# [CHALLENGE]
Retype the whole listing, please, keeping every line exact and dropping the pictures.

# [DATA EXTRACT]
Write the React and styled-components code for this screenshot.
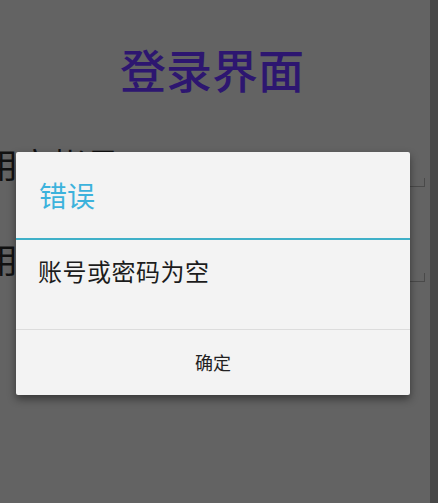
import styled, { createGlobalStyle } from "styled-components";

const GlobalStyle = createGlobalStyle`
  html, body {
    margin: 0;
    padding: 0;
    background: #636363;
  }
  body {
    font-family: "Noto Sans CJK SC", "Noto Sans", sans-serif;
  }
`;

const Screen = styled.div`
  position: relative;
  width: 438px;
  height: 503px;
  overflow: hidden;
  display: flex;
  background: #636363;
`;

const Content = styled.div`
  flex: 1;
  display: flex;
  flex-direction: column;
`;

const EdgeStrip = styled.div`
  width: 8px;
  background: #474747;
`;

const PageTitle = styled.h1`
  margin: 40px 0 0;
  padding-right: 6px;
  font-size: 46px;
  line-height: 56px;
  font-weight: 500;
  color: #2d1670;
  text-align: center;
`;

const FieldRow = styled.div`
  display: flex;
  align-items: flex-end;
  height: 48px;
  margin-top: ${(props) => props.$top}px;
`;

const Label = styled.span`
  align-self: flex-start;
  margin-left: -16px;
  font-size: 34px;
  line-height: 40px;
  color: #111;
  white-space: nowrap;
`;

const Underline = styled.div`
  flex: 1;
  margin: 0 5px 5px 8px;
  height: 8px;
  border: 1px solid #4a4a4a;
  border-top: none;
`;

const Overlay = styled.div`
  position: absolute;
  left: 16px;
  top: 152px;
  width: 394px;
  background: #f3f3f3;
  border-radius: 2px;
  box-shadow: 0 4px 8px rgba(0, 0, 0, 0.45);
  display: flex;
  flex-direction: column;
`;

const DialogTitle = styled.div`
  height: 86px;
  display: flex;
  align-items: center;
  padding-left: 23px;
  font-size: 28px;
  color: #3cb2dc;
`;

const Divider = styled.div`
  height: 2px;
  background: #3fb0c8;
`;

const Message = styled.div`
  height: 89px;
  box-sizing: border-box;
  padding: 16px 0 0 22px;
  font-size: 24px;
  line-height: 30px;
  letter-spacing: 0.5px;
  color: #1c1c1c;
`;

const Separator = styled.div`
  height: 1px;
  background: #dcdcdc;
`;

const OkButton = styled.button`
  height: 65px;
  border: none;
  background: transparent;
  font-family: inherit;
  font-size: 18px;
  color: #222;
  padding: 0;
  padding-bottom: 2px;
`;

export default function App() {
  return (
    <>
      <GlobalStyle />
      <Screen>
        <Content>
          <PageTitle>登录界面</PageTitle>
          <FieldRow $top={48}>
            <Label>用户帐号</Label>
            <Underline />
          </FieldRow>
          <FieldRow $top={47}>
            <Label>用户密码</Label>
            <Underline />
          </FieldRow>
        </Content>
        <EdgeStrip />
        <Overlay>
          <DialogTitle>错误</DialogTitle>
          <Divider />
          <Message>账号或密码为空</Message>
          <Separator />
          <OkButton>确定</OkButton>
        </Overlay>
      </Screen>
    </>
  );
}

# [THE ANSWER]
Write the React and styled-components code for this screenshot.
import styled, { createGlobalStyle } from "styled-components";

const GlobalStyle = createGlobalStyle`
  html, body {
    margin: 0;
    padding: 0;
    background: #636363;
  }
  body {
    font-family: "Noto Sans CJK SC", "Noto Sans", sans-serif;
  }
`;

const Screen = styled.div`
  position: relative;
  width: 438px;
  height: 503px;
  overflow: hidden;
  display: flex;
  background: #636363;
`;

const Content = styled.div`
  flex: 1;
  display: flex;
  flex-direction: column;
`;

const EdgeStrip = styled.div`
  width: 8px;
  background: #474747;
`;

const PageTitle = styled.h1`
  margin: 40px 0 0;
  padding-right: 6px;
  font-size: 46px;
  line-height: 56px;
  font-weight: 500;
  color: #2d1670;
  text-align: center;
`;

const FieldRow = styled.div`
  display: flex;
  align-items: flex-end;
  height: 48px;
  margin-top: ${(props) => props.$top}px;
`;

const Label = styled.span`
  align-self: flex-start;
  margin-left: -16px;
  font-size: 34px;
  line-height: 40px;
  color: #111;
  white-space: nowrap;
`;

const Underline = styled.div`
  flex: 1;
  margin: 0 5px 5px 8px;
  height: 8px;
  border: 1px solid #4a4a4a;
  border-top: none;
`;

const Overlay = styled.div`
  position: absolute;
  left: 16px;
  top: 152px;
  width: 394px;
  background: #f3f3f3;
  border-radius: 2px;
  box-shadow: 0 4px 8px rgba(0, 0, 0, 0.45);
  display: flex;
  flex-direction: column;
`;

const DialogTitle = styled.div`
  height: 86px;
  display: flex;
  align-items: center;
  padding-left: 23px;
  font-size: 28px;
  color: #3cb2dc;
`;

const Divider = styled.div`
  height: 2px;
  background: #3fb0c8;
`;

const Message = styled.div`
  height: 89px;
  box-sizing: border-box;
  padding: 16px 0 0 22px;
  font-size: 24px;
  line-height: 30px;
  letter-spacing: 0.5px;
  color: #1c1c1c;
`;

const Separator = styled.div`
  height: 1px;
  background: #dcdcdc;
`;

const OkButton = styled.button`
  height: 65px;
  border: none;
  background: transparent;
  font-family: inherit;
  font-size: 18px;
  color: #222;
  padding: 0;
  padding-bottom: 2px;
`;

export default function App() {
  return (
    <>
      <GlobalStyle />
      <Screen>
        <Content>
          <PageTitle>登录界面</PageTitle>
          <FieldRow $top={48}>
            <Label>用户帐号</Label>
            <Underline />
          </FieldRow>
          <FieldRow $top={47}>
            <Label>用户密码</Label>
            <Underline />
          </FieldRow>
        </Content>
        <EdgeStrip />
        <Overlay>
          <DialogTitle>错误</DialogTitle>
          <Divider />
          <Message>账号或密码为空</Message>
          <Separator />
          <OkButton>确定</OkButton>
        </Overlay>
      </Screen>
    </>
  );
}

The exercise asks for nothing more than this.